Today’s technology can easily allow learners the self-driven and constantly evolving experience they enjoy when they browse recommended videos, navigate to a restaurant, or track daily fitness on their smartphones. But our mental model of education is still bound to physical facilities that don’t scale and are expensive—these constraints make education subject-centric (versus people-centric) and therefore elitist. As evidence, only about one-third of the population in the US possess a bachelor’s degree and in India it’s one-tenth.

Digital learning largely caters to roles like software engineers, data analysts and enterprise sales but these are a small fraction of the global workforce.

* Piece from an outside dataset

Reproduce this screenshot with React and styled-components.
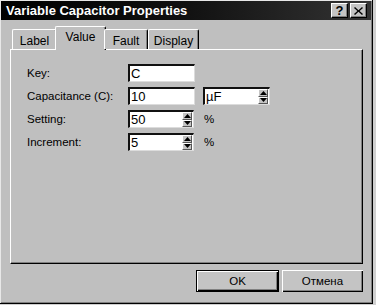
import styled, { createGlobalStyle } from 'styled-components';

const GlobalStyle = createGlobalStyle`
  html, body {
    margin: 0;
    padding: 0;
    background: #d0d0d0;
  }
  body {
    font-family: "Liberation Sans", Arial, sans-serif;
    font-size: 11.5px;
    color: #000;
  }
`;

const tabs = [
  { name: 'Label', width: 45 },
  { name: 'Value', width: 51, active: true },
  { name: 'Fault', width: 44 },
  { name: 'Display', width: 51 },
];

const fields = [
  { label: 'Key:', value: 'C' },
  { label: 'Capacitance (C):', value: '10', unit: 'µF' },
  { label: 'Setting:', value: '50', spin: true, suffix: '%' },
  { label: 'Increment:', value: '5', spin: true, suffix: '%' },
];

const SpinArrows = () => (
  <SpinBox>
    <SpinHalf>
      <svg width="7" height="4" viewBox="0 0 7 4"><path d="M3.5 0 L7 4 L0 4 Z" fill="#000" /></svg>
    </SpinHalf>
    <SpinHalf>
      <svg width="7" height="4" viewBox="0 0 7 4"><path d="M0 0 L7 0 L3.5 4 Z" fill="#000" /></svg>
    </SpinHalf>
  </SpinBox>
);

const App = () => {
  return (
    <>
      <GlobalStyle />
      <Window>
        <TitleBar>
          <TitleText>Variable Capacitor Properties</TitleText>
          <TitleButtons>
            <CaptionButton>?</CaptionButton>
            <CaptionButton>
              <svg width="9" height="8" viewBox="0 0 9 8">
                <path d="M1 0 L4.5 3.2 L8 0 L9 1 L5.6 4 L9 7 L8 8 L4.5 4.8 L1 8 L0 7 L3.4 4 L0 1 Z" fill="#000" />
              </svg>
            </CaptionButton>
          </TitleButtons>
        </TitleBar>

        <Content>
          <TabStrip>
            {tabs.map((t) => (
              <Tab key={t.name} $active={t.active} $width={t.width}>{t.name}</Tab>
            ))}
          </TabStrip>
          <Panel>
            <Form>
              {fields.map((f) => (
                <Row key={f.label}>
                  <FieldLabel>{f.label}</FieldLabel>
                  <Field $width={f.spin ? 66 : 67}>
                    <FieldText>{f.value}</FieldText>
                    {f.spin && <SpinArrows />}
                  </Field>
                  {f.unit && (
                    <Field $width={67} $gap={8}>
                      <FieldText>{f.unit}</FieldText>
                      <SpinArrows />
                    </Field>
                  )}
                  {f.suffix && <Suffix>{f.suffix}</Suffix>}
                </Row>
              ))}
            </Form>
          </Panel>
          <ButtonRow>
            <DialogButton $width={83} $default>OK</DialogButton>
            <DialogButton $width={81}>Отмена</DialogButton>
          </ButtonRow>
        </Content>
      </Window>
    </>
  );
};

const Window = styled.div`
  box-sizing: border-box;
  width: 373px;
  height: 304px;
  background: #bfbfbf;
  border-right: 1px solid #000;
  border-bottom: 1px solid #000;
  box-shadow: inset 1px 1px 0 #e8e8e8, inset -1px -1px 0 #808080;
  padding: 1px 1px 0 1px;
  display: flex;
  flex-direction: column;
`;

const TitleBar = styled.div`
  height: 19px;
  display: flex;
  align-items: center;
  justify-content: space-between;
  padding: 0 4px 0 5px;
  background: linear-gradient(to right, #000, #111 50%, #333);
`;

const TitleText = styled.span`
  color: #fff;
  font-weight: bold;
  font-size: 13px;
`;

const TitleButtons = styled.div`
  display: flex;
  gap: 2px;
`;

const CaptionButton = styled.div`
  box-sizing: border-box;
  width: 17px;
  height: 15px;
  background: #c4c4c4;
  border-top: 1px solid #fff;
  border-left: 1px solid #fff;
  border-right: 1px solid #000;
  border-bottom: 1px solid #000;
  box-shadow: inset -1px -1px 0 #808080;
  display: flex;
  align-items: center;
  justify-content: center;
  font-weight: bold;
  font-size: 13px;
  line-height: 1;
`;

const Content = styled.div`
  display: flex;
  flex-direction: column;
  padding: 6px 8px 0 9px;
`;

const TabStrip = styled.div`
  display: flex;
  align-items: flex-end;
  height: 23px;
  padding-left: 2px;
  position: relative;
  z-index: 1;
`;

const Tab = styled.div`
  box-sizing: border-box;
  width: ${(p) => p.$width}px;
  height: ${(p) => (p.$active ? 24 : 20)}px;
  margin: ${(p) => (p.$active ? '0 -2px -1px -2px' : '0')};
  padding-top: ${(p) => (p.$active ? 2 : 3)}px;
  text-align: center;
  background: #bfbfbf;
  border-top: 1px solid #fff;
  border-left: 1px solid #fff;
  border-right: 1px solid #000;
  border-radius: 2px 2px 0 0;
  box-shadow: inset -1px 0 0 #808080;
  font-size: 12px;
  line-height: 16px;
`;

const Panel = styled.div`
  box-sizing: border-box;
  height: 215px;
  border-top: 1px solid #fff;
  border-left: 1px solid #fff;
  border-right: 1px solid #000;
  border-bottom: 1px solid #000;
  box-shadow: inset -1px -1px 0 #808080;
`;

const Form = styled.div`
  display: flex;
  flex-direction: column;
  gap: 5px;
  padding: 14px 0 0 16px;
`;

const Row = styled.div`
  display: flex;
  align-items: center;
  height: 18px;
`;

const FieldLabel = styled.span`
  width: 101px;
`;

const Field = styled.div`
  box-sizing: border-box;
  width: ${(p) => p.$width}px;
  height: 18px;
  margin-left: ${(p) => p.$gap || 0}px;
  background: #fff;
  border-top: 2px solid #111;
  border-left: 2px solid #111;
  border-right: 1px solid #dcdcdc;
  border-bottom: 1px solid #dcdcdc;
  display: flex;
  align-items: stretch;
`;

const FieldText = styled.span`
  flex: 1;
  padding-left: 1px;
  font-size: 13px;
  line-height: 15px;
`;

const SpinBox = styled.div`
  width: 10px;
  display: flex;
  flex-direction: column;
  margin-right: 1px;
`;

const SpinHalf = styled.div`
  flex: 1;
  box-sizing: border-box;
  background: #c4c4c4;
  border-top: 1px solid #fff;
  border-left: 1px solid #fff;
  border-right: 1px solid #555;
  border-bottom: 1px solid #555;
  display: flex;
  align-items: center;
  justify-content: center;
`;

const Suffix = styled.span`
  margin-left: 10px;
`;

const ButtonRow = styled.div`
  display: flex;
  justify-content: flex-end;
  gap: 3px;
  padding-top: 6px;
`;

const DialogButton = styled.div`
  box-sizing: border-box;
  width: ${(p) => p.$width}px;
  height: 22px;
  background: #c4c4c4;
  border: ${(p) => (p.$default ? '1px solid #000' : 'none')};
  box-shadow: inset 1px 1px 0 #fff, inset -1px -1px 0 #000, inset -2px -2px 0 #808080;
  display: flex;
  align-items: center;
  justify-content: center;
  font-size: 11.5px;
`;

export default App;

While online learning partly addresses the problem of scale and cost, what it doesn’t solve for is inclusivity.

This poses two problems.

First, you can’t drive an improvement in NPS by upskilling only your white-collar managers (or any specific silo, for that matter). McKinsey says 80% of an organization’s workforce plays frontline (blue/grey-collar) roles. And, at BigSpring, we’ve seen a sizable chunk of the “workforce” that meaningfully influences business doesn’t even sit within the organization—channel partners, vendors and influencers. As a platform committed to enabling our enterprise clients to achieve measurable impact, BigSpring necessarily caters to every person, every job.

Second, catering to a specific role establishes a floor and a ceiling. Only people who meet a set of criteria (age, past credentials, etc.) can “enter”. And they can only go so far as the ceiling allows. A platform that caters to all workers enables upward mobility—this enables a janitor to progress to say, a data analyst, and a data analyst to become a leader.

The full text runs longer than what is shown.